Commodity-backed tokens can serve as “collateral primitives” rather than everyday payment money. In other words, they might be used to back settlement obligations or serve as reserve-like instruments for certain flows.
3.4 Basket tokens (weighted mix of assets or currencies)
Basket tokens aim to reduce single-asset dependence by holding a defined mix: currencies, commodities, or both. A well-designed basket can reduce volatility, but it introduces governance complexity: who changes weights, how rebalancing occurs, and what happens during extreme market moves?
Basket design can be institutional-friendly if rules are transparent and rebalancing is auditable. It can also be a governance trap if weights change unpredictably.
3.5 Settlement tokens (purpose-built for trade flows)
Settlement tokens are not designed to be a retail store of value. They are designed to move value between parties for a specific purpose, typically within a defined network. If you hear “trade settlement unit,” this is often what it implies.
The evaluation questions: who can hold it, what it settles, how disputes are handled, and what the bridge and custody model is. If those details are missing, the “settlement token” is just a label.
3.6 A simple classification table
| Model | Best use | Primary risks |
|---|---|---|
| Tokenized deposits | Wholesale settlement, regulated asset transfers | Access limits, bank reliance, policy boundaries, permissioning complexity |
| Fiat stables | Market plumbing, trading pairs, treasury management | Jurisdiction concentration, reserve opacity, freeze and blacklist powers |
| Commodity stables | Collateral primitive, reserve-like exposure | Custody verification, redemption rules, operational bottlenecks |
| Basket tokens | Reduce single-asset dependence, settlement smoothing | Governance risk, rebalancing disputes, audit complexity |
| Settlement tokens | Trade flows, limited network settlement | Network adoption risk, counterparty risk, bridge validation risk |
4) RWA bridges: how value moves, and where it breaks
Bridging is the process of moving an asset representation from one chain environment to another. In RWA contexts, bridging adds a second layer of trust: you now trust both the issuer and the bridge validation system.
There are two common bridging styles:
- Lock and mint: asset is locked on Chain A, and a representation is minted on Chain B.
- Burn and release: representation is burned on Chain B, and the original is released on Chain A.
In clean designs, the bridge is secured by robust validation and strong key management. In weak designs, the bridge is a multi-sig with poor operational security and fast upgrade controls. That is why bridges have historically been a major loss surface in crypto.
4.1 Why RWAs amplify bridge risk
With a normal crypto token, if a bridge breaks, you might lose the token. With an RWA token, a bridge break can create a deeper issue: a split market where one chain has “wrapped claims” that the issuer does not honor.
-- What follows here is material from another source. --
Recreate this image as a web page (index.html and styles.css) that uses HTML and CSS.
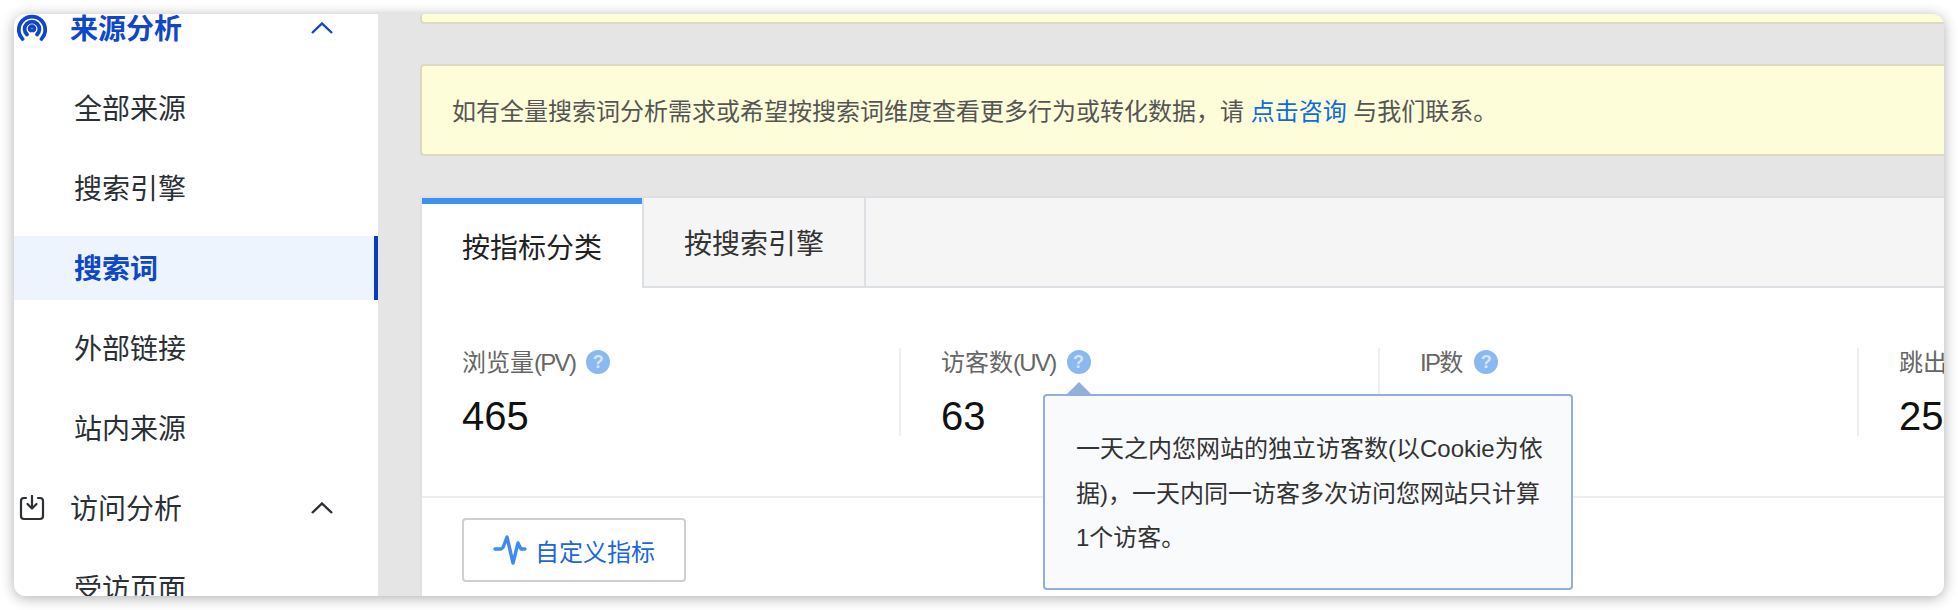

This is especially important for commodity-backed or settlement tokens. If the issuer only recognizes a canonical chain, everything off-canon can become “non-redeemable.” You can still trade it, but your exit changes from redemption to finding liquidity. That is a very different risk profile.
4.2 The bridge trust stack
Bridges fail for predictable reasons. Most failures map to four layers:
- Message validation bugs: attackers forge or replay messages.
- Key compromise: validator keys are stolen or insiders collude.
- Upgrade abuse: bridge contracts upgraded without sufficient delay and review.
- Liquidity traps: users can bridge into a market that has no depth, and cannot exit without huge slippage.
In RWA contexts, a fifth layer often appears: issuer recognition. Even if the bridge works, the issuer can refuse to honor a representation if it is not part of the official route.
4.3 The difference between “moving tokens” and “moving redeemable claims”
Many users confuse these two. You can often move a token anywhere if the token contract exists there. But redeemability is a policy choice by the issuer.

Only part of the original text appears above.